The In-Terminal Services Division of MiJack Products, Inc., an independent corporation, was the successful bidder, and employees who declined to continue employment with In-Terminal Services were terminated. Workers who continued their employment with In-Terminal Services received fewer pension and welfare benefits because (a) In-Terminal Services was not required to provide benefits under the Railroad Retirement Act, and (b) the collective bargaining agreement with the Teamsters Union provided lower benefits for employees of In-Terminal Services.

The Litigation

An employee association and five employees sued under Section 510 in the Federal District Court for the Central District of California. The District Court dismissed the claims on motion. The Ninth Circuit reversed with respect to pension benefits provided pursuant to the collective bargaining agreement, but affirmed with respect to the welfare benefits and with respect to the pension benefits provided under the Railroad Retirement Act.

The Ninth Circuit affirmed with respect to the Railroad Retirement Act benefits on the ground that the benefits were provided under a governmental plan. The Ninth Circuit affirmed with respect to the welfare benefits on the ground that welfare benefits do not vest. As a result, "employers remain free to unilaterally amend or eliminate [welfare] plans," and "employees have no present 'right' to future, anticipated welfare benefits."

The Supreme Court granted certiorari to resolve a conflict among the Courts of Appeals and reversed the Ninth Circuit with respect to welfare benefits. Justice O'Connor spoke for the unanimous Court. The decision was based on the plain language of Section 510. Justice O'Connor stated that welfare plans may be amended to reduce or eliminate benefits for some or all employees, but only by following the amendment or termination procedures set forth in the plans. The formal amendment processes would be undermined if Section 510 did not apply to welfare benefits because employers could "informally" amend their plans one participant at a time by discharging participants.

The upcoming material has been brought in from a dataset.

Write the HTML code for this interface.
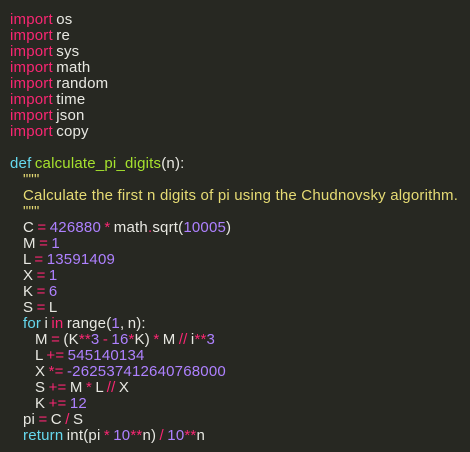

Atchison, Topeka argued that the Ninth Circuit's decision should be affirmed because Section 510, when applied to benefits that do not vest, only protects an employee's right to cross the "threshold of eligibility" for welfare benefits. The employees who sued were already eligible to receive welfare benefits at the time of discharge, so they cannot state a claim under Section 510. Justice O'Connor stated that the Ninth Circuit's approach "precluded it from evaluating this argument, and others presented to us, and we see no reason not to allow it the first opportunity to consider these matters on remand." The Supreme Court vacated the judgment of the Ninth Circuit and remanded the case for proceedings consistent with its opinion.

The Next Step

It is not clear what will happen next. The Ninth Circuit might determine that the employees have no cause of action because they were already eligible for the welfare benefits; the Ninth Circuit might remand to the District Court to determine whether Atchison, Topeka acted with the forbidden purpose; or the Ninth Circuit might decide the case on the basis of one or more of the other arguments presented to the Supreme Court.

In particular, Atchison, Topeka argued that Section 510 does not prohibit subcontracting, plant closures, or other fundamental business decisions intended to reduce benefit costs. The National Association of Manufacturers and the Association of American Railroads made the same argument in an amicus brief. The U.S. Department of Labor discussed this point in oral argument and urged the Supreme Court not to decide on this basis because this argument was not considered by the Ninth Circuit or to any significant extent by other Circuit Courts. If this argument is ultimately accepted, this would allow employers to move large groups of employees to temporary services, technical services and staff leasing organizations, without concern about Section 510.

In any event, it is now clear that Section 510 applies to welfare benefits, and it is now clear that excluding the employees from both welfare and pension plans by plan amendments would provide a complete defense to Section 510.